Tip 8: Connect GOVERN to Culture and Accountability
GOVERN is not just about policies and procedures — it also encompasses organizational culture, diversity and inclusion (GOVERN 3), risk communication culture (GOVERN 4), and stakeholder engagement (GOVERN 5). Questions about organizational culture around AI risk management typically point to GOVERN.
Tip 9: Remember That MEASURE Includes Ongoing Monitoring
MEASURE is not just about initial testing. It explicitly includes mechanisms for tracking risks over time (MEASURE 3) and evaluating the effectiveness of measurements themselves (MEASURE 4). Questions about continuous monitoring or model drift assessment relate to MEASURE.
Tip 10: Watch for Distractor Answers That Mix Up Functions
Exam questions may include answer choices that describe activities belonging to a different function than the one asked about. For example, a question about MAP might include an answer choice that describes a MEASURE activity (like applying metrics). Always check whether the described activity matches the specific purpose of the function in question: context-setting (MAP), assessment (MEASURE), or action (MANAGE).
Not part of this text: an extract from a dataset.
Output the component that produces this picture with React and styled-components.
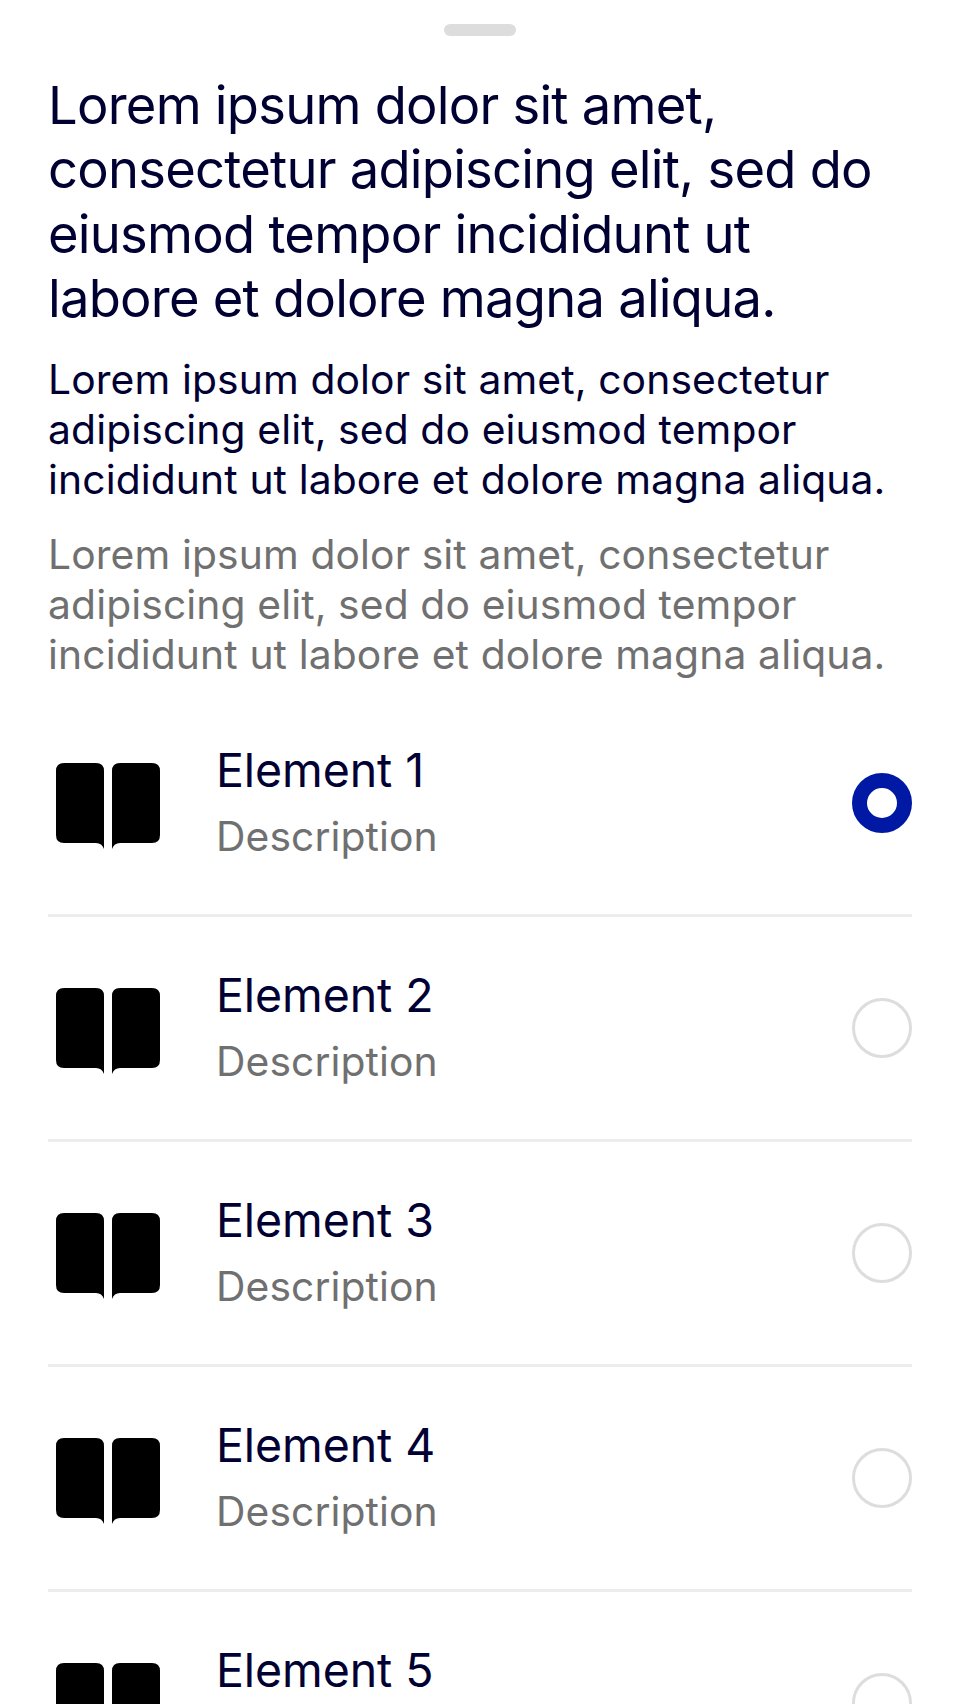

Tip 11: Know the Companion Resources
Be aware that the NIST AI RMF has companion resources like the Playbook and Profiles (including the Generative AI Profile, NIST AI 600-1). Questions may reference these as tools that support implementation of the core framework.
Tip 12: Practice Scenario-Based Reasoning
Many exam questions will present a scenario and ask which function or category applies. Practice by reading scenarios and asking yourself: Is this about setting up governance structures (GOVERN)? Understanding context and risks (MAP)? Assessing or measuring risks (MEASURE)? Taking action on risks (MANAGE)? This analytical approach will help you select the correct answer even for unfamiliar scenarios.